Así fue como el Presidente más legítimo de la historia contemporánea, rehusó ejercer el poder democrático que sí tenía para construir la democracia mexicana. Y el poder de sus enemigos, brutalmente, lo destruyó. Llegamos al momento actual. El paralelo que se ha querido trazar entre los dos presidentes -Madero y Zedillo- es falso. Mientras que el primero fue un caudillo de una revolución que derrocó a un régimen autoritario, el segundo -al margen de sus probadas intenciones democráticas y de la voluntad mayoritaria que lo llevó al poder- es todavía la cabeza renuente de un régimen autoritario. Pero en manos de Zedillo está convertirse en una figura histórica más decisiva aún que la de Madero: la del Presidente que habrá logrado el tránsito de México a la democracia, no el apostolado de la democracia. Lo avalan la elección de agosto, la firma del reciente Acuerdo entre los partidos y sus actitudes republicanas y federalistas. Pero en el contexto de hoy no sólo hacen falta esas muestras fundamentales de respeto a la libertad de los poderes constituidos, sino acciones contra quienes pervierten las libertades ciudadanas, en particular la libertad de elección.

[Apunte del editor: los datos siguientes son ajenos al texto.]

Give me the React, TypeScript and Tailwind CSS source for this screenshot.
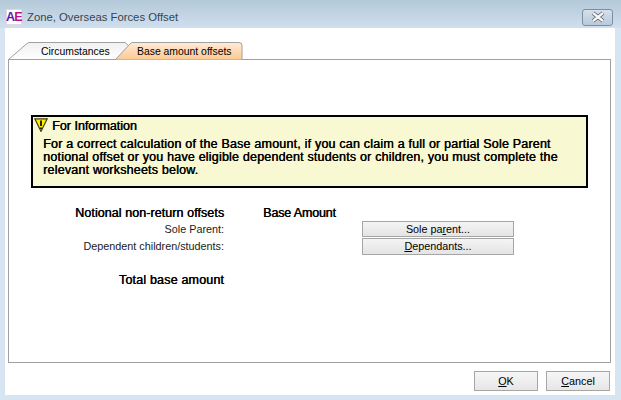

La libertad de los caciques del sistema lleva a la servidumbre de todos. Lo que se requiere es el acto o actos de coherencia y firmeza histórica contra esos caciques y sus guardias blancas en estados o municipios. ¿Es imprescindible recurrir a métodos ilegales o violentos? Seguramente no, pero esos grupos no se reformarán por medio de nobles prédicas. Vivimos uno de esos raros momentos plásticos en los que el rumbo histórico puede virar para bien. La oportunidad es fugaz. Los casos de Tabasco y Chiapas deben resolverse correctivamente, en un proceso que conduzca a nuevas elecciones. Formas de presión hay muchas. En Jalisco, Yucatán, Guanajuato, y los demás estados donde este año habrá comicios, se debe actuar preventivamente, advirtiendo a los delincuentes electorales que su acción será penalizada. Formas de apelación al pueblo por encima del aparato, hay muchas. Hoy por hoy, rehusar el poder es perderlo. Hoy por hoy, asumirlo es democratizarlo.